I will appreciate it very much if someone gives me any insights into this.

=== Code ===
The experiment, and the figure can be reproduced by the codes below:

import torch
import matplotlib.pyplot as plt

# ********************
# * Model Definition *
# ********************
class TestFeedForward(torch.nn.Module):
    """Simple residual layer (Linear -> GeLU -> Linear)"""
    def __init__(self, dim1, dim2):
        super().__init__()
        self.norm1 = torch.nn.LayerNorm(dim1)
        self.norm2 = torch.nn.LayerNorm(dim1)
        self.linear1 = torch.nn.Linear(dim1,dim2)
        self.gelu = torch.nn.GELU()
        self.linear2 = torch.nn.Linear(dim2,dim1)

    def forward(self, x, residual:bool=True):
        out = self.linear1(self.norm1(x))
        out = self.gelu(out)
        out = self.norm2(self.linear2(out))
        if residual:
            out = x + out
        return out

class TestMod(torch.nn.Module):
    """A test module with multiple feedforward layers with residual connections.
    """
    def __init__(self, n_layers:int, embed_dim:int):
        super().__init__()
        self.layers = torch.nn.ModuleList([TestFeedForward(embed_dim,embed_dim) for _ in range(n_layers)])
        # Parameter initialization
        for n, p in self.named_parameters():
            if "norm" in n and "weight" in n:
                torch.nn.init.constant_(p, 1)
            elif "bias" in n:
                torch.nn.init.constant_(p, 0)
            else:
                torch.nn.init.normal_(p, mean=0, std=0.2)
        # Initialize intermediate results
        self.register_buffer("checkpoints", None)
    def forward(self, x, residual:bool=True):
        out = x
        for layer in self.layers:
            # Forward
            out = layer(out, residual=residual)
            # Save the intermediate results as 'self.checkpoints'
            if self.checkpoints is None:
                self.checkpoints = out.unsqueeze(0)
            else:
                self.checkpoints = torch.cat([self.checkpoints, out.unsqueeze(0)])
        return out

# **********************
# * Conduct Experiment *
# **********************
# Instantiate a model
device = "cuda" if torch.cuda.is_available() else "cpu"
model = TestMod(n_layers=20, embed_dim=768).eval().to(device)
# Compare between different batchsizes
batchsize_list = [1, 8, 16]
fig, axes = plt.subplots(1,2, figsize=(10, 5))
for i, residual in enumerate([True, False]):
    for batchsize in batchsize_list:
        # Try forward computation with an entire batch
        b1 = torch.randn(size=(batchsize, 1024, 768),device=device)
        _ = model(b1, residual = residual)
        cp1 = model.checkpoints # <- this is the set of intermediate computation results
        model.checkpoints = None
        # Try forward computation only with the last rows (simulating KV-cache)
        b2 = b1[-1:, -1:, :].clone()
        _ = model(b2, residual = residual)
        cp2 = model.checkpoints
        model.checkpoints = None
        # Compute the difference and plot
        diff = (cp1[:, -1, -1, :] - cp2[:, -1, -1, :]).abs().mean(-1)
        axes[i].plot(diff.tolist(), label=f"Batchsize = {batchsize}")

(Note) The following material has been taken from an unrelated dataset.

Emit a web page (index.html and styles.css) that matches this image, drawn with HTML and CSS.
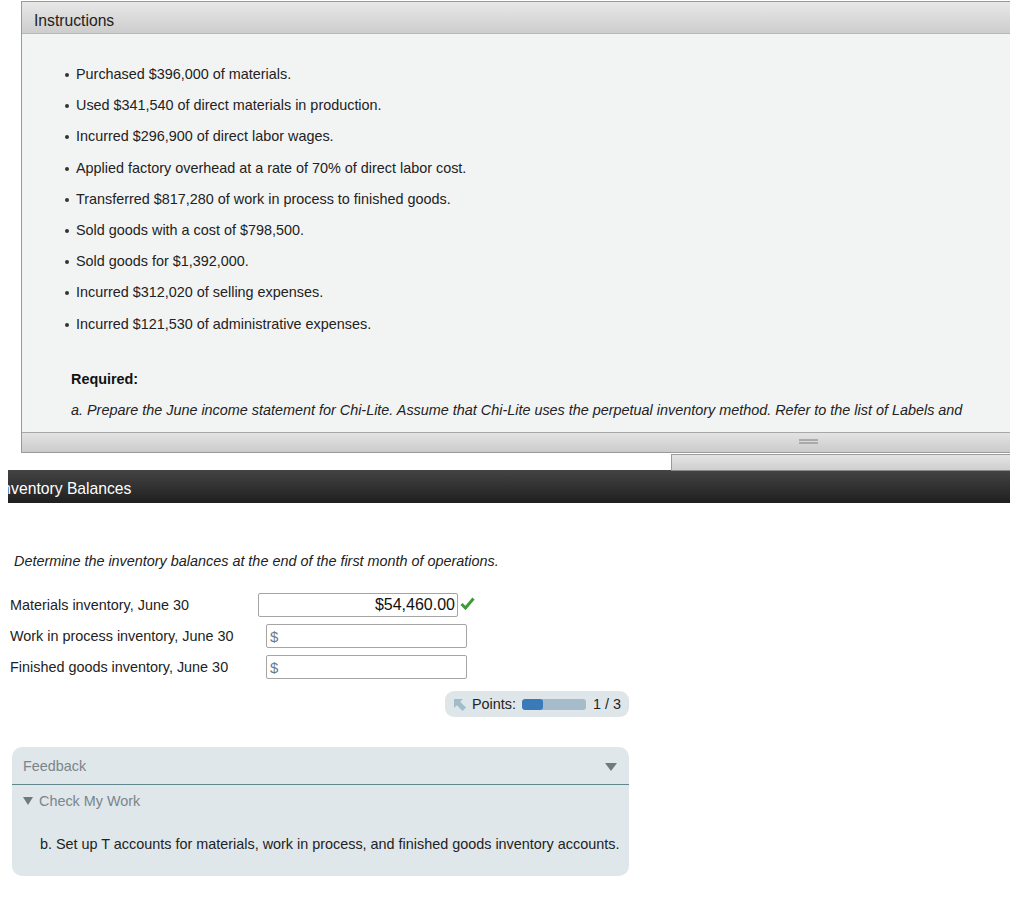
FILE: index.html
```html
<!DOCTYPE html>
<html>
<head>
<meta charset="utf-8">
<link rel="stylesheet" href="styles.css">
</head>
<body>
<div class="instr">
  <div class="instr-head">Instructions</div>
  <div class="instr-body">
    <ul class="bul">
      <li>Purchased $396,000 of materials.</li>
      <li>Used $341,540 of direct materials in production.</li>
      <li>Incurred $296,900 of direct labor wages.</li>
      <li>Applied factory overhead at a rate of 70% of direct labor cost.</li>
      <li>Transferred $817,280 of work in process to finished goods.</li>
      <li>Sold goods with a cost of $798,500.</li>
      <li>Sold goods for $1,392,000.</li>
      <li>Incurred $312,020 of selling expenses.</li>
      <li>Incurred $121,530 of administrative expenses.</li>
    </ul>
    <p class="req">Required:</p>
    <p class="req-a">a. Prepare the June income statement for Chi-Lite. Assume that Chi-Lite uses the perpetual inventory method. Refer to the list of Labels and</p>
  </div>
  <div class="instr-foot"><span class="grip"></span></div>
</div>
<div class="subbar-row"><div class="subbar"></div></div>
<div class="darkbar"><span class="darktitle">Inventory Balances</span></div>

<p class="determine">Determine the inventory balances at the end of the first month of operations.</p>

<div class="rows">
  <div class="row">
    <span class="lbl">Materials inventory, June 30</span>
    <span class="inp inp-filled">$54,460.00</span>
    <svg class="check" width="15" height="13" viewBox="0 0 15 13"><path d="M1.5 7 L5.5 11 L13.5 1.5" fill="none" stroke="#3f9a3a" stroke-width="3"/></svg>
  </div>
  <div class="row">
    <span class="lbl">Work in process inventory, June 30</span>
    <span class="inp inp-empty">$</span>
  </div>
  <div class="row">
    <span class="lbl">Finished goods inventory, June 30</span>
    <span class="inp inp-empty">$</span>
  </div>
</div>

<div class="points-wrap">
  <div class="points">
    <svg class="arrow" width="14" height="14" viewBox="0 0 14 14"><path d="M1 1 H10 L7.2 3.8 L13 9.6 L9.6 13 L3.8 7.2 L1 10 Z" fill="#a3bccc"/></svg>
    <span class="ptlbl">Points:</span>
    <span class="ptbar"><span class="ptfill"></span></span>
    <span class="ptval">1 / 3</span>
  </div>
</div>

<div class="feedback">
  <div class="fb-head"><span>Feedback</span><span class="tri"></span></div>
  <div class="fb-body">
    <div class="cmw"><span class="tri2"></span>Check My Work</div>
    <p class="fb-text">b. Set up T accounts for materials, work in process, and finished goods inventory accounts.</p>
  </div>
</div>
</body>
</html>
```
FILE: styles.css
```css
* { box-sizing: border-box; }
html, body { margin: 0; padding: 0; background: #fff; }
body {
  width: 1010px;
  height: 897px;
  overflow: hidden;
  font-family: "Liberation Sans", Arial, sans-serif;
  font-size: 14.4px;
  color: #222;
}
.instr {
  margin: 1px 0 0 21px;
  border: 1px solid #9a9a9a;
  border-right: none;
  height: 452px;
  display: flex;
  flex-direction: column;
  background: #f2f4f4;
}
.instr-head {
  height: 32px;
  background: linear-gradient(#e8e8e8, #cdcdcd);
  border-bottom: 1px solid #b8b8b8;
  font-size: 15.7px;
  color: #222;
  padding: 10px 0 0 12px;
  line-height: 18px;
}
.instr-body {
  flex: 1;
  padding-top: 32px;
}
.bul {
  margin: 0;
  padding: 0 0 0 54px;
  list-style: none;
}
.bul li {
  height: 31.2px;
  line-height: 16px;
  position: relative;
  color: #222;
}
.bul li::before {
  content: "";
  position: absolute;
  left: -11px;
  top: 7px;
  width: 4px;
  height: 4px;
  border-radius: 50%;
  background: #333;
}
.req {
  margin: 24px 0 0 49px;
  font-weight: bold;
  line-height: 16px;
  color: #111;
}
.req-a {
  margin: 15px 0 0 49px;
  font-style: italic;
  line-height: 16px;
  color: #222;
  white-space: nowrap;
}
.instr-foot {
  height: 20px;
  border-top: 1px solid #a8a8a8;
  background: linear-gradient(#e3e3e3, #cbcbcb);
  position: relative;
}
.grip {
  position: absolute;
  left: 777px;
  top: 6px;
  width: 19px;
  height: 5px;
  border-top: 2px solid #aaa;
  border-bottom: 2px solid #aaa;
}
.subbar-row {
  height: 17px;
  display: flex;
  justify-content: flex-end;
  border-top: 1px solid #fff;
}
.subbar {
  width: 339px;
  height: 17px;
  border-top: 1px solid #9a9a9a;
  border-left: 1px solid #9a9a9a;
  border-bottom: 1px solid #8a8a8a;
  background: linear-gradient(#e4e4e4, #cfcfcf);
}
.darkbar {
  margin-left: 8px;
  height: 33px;
  background: linear-gradient(#444, #1f1f1f);
  overflow: hidden;
  white-space: nowrap;
}
.darktitle {
  display: inline-block;
  margin-left: -10px;
  color: #fff;
  font-size: 15.7px;
  line-height: 18px;
  padding-top: 10px;
}
.determine {
  margin: 50px 0 0 14px;
  font-style: italic;
  line-height: 16px;
  color: #222;
}
.rows {
  margin: 24px 0 0 10px;
  display: flex;
  flex-direction: column;
  gap: 7px;
}
.row {
  display: flex;
  align-items: center;
  height: 24px;
}
.lbl {
  width: 248px;
  color: #222;
}
.inp {
  height: 24px;
  border: 1px solid #a5a5a5;
  border-radius: 2px;
  background: #fff;
  display: flex;
  align-items: center;
}
.inp-filled {
  width: 200px;
  justify-content: flex-end;
  padding-right: 2px;
  font-size: 16px;
  color: #111;
}
.check { margin-left: 2px; margin-top: -3px; }
.inp-empty {
  margin-left: 8px;
  width: 201px;
  padding-left: 3px;
  font-size: 15px;
  color: #6a7a86;
}
.points-wrap {
  margin: 12px 0 0 445px;
}
.points {
  width: 184px;
  height: 26px;
  background: #dfe6ea;
  border-radius: 9px;
  display: flex;
  align-items: center;
  padding-left: 8px;
}
.arrow { margin-right: 5px; margin-top: 1px; }
.ptlbl { color: #222; margin-right: 6px; }
.ptbar {
  width: 64px;
  height: 11px;
  background: #a7bccb;
  border-radius: 3px;
  overflow: hidden;
  display: flex;
}
.ptfill {
  width: 21px;
  background: #3a7ab8;
  border-radius: 3px;
}
.ptval { margin-left: 7px; color: #222; }
.feedback {
  margin: 30px 0 0 12px;
  width: 617px;
  height: 129px;
  background: #dfe7ea;
  border-radius: 10px;
}
.fb-head {
  height: 38px;
  border-bottom: 1px solid #5f878c;
  display: flex;
  justify-content: space-between;
  align-items: center;
  padding: 0 11px 0 11px;
  color: #7b858a;
  line-height: 16px;
}
.tri {
  width: 0;
  height: 0;
  border-left: 6px solid transparent;
  border-right: 6px solid transparent;
  border-top: 8px solid #6d7b80;
  margin-right: 1px;
  margin-top: 2px;
}
.fb-body { padding: 8px 0 0 11px; }
.cmw {
  color: #7b858a;
  line-height: 16px;
  display: flex;
  align-items: center;
}
.tri2 {
  width: 0;
  height: 0;
  border-left: 5px solid transparent;
  border-right: 5px solid transparent;
  border-top: 8px solid #6d7b80;
  margin-right: 6px;
}
.fb-text {
  margin: 27px 0 0 17px;
  line-height: 16px;
  color: #222;
}
```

axes[0].set_title("Residual connection on")
axes[1].set_title("Residual connection off")
axes[0].legend()
axes[1].legend()
fig.suptitle("Impact of variable input sizes on numerical errors: (1,1,768) vs (batchsize,1024,768)")
fig.supxlabel("Number of layers")
fig.supylabel("Numerical errors of intermediate results")
plt.show()

The absolute error increase could be expected if the magnitude of the activations would also grow. Comparing the same dtype against each other is also not giving you a lot of information since neither result is more accurate. Compare your intermediates against a wider dtype (e.g. float64) to check the errors.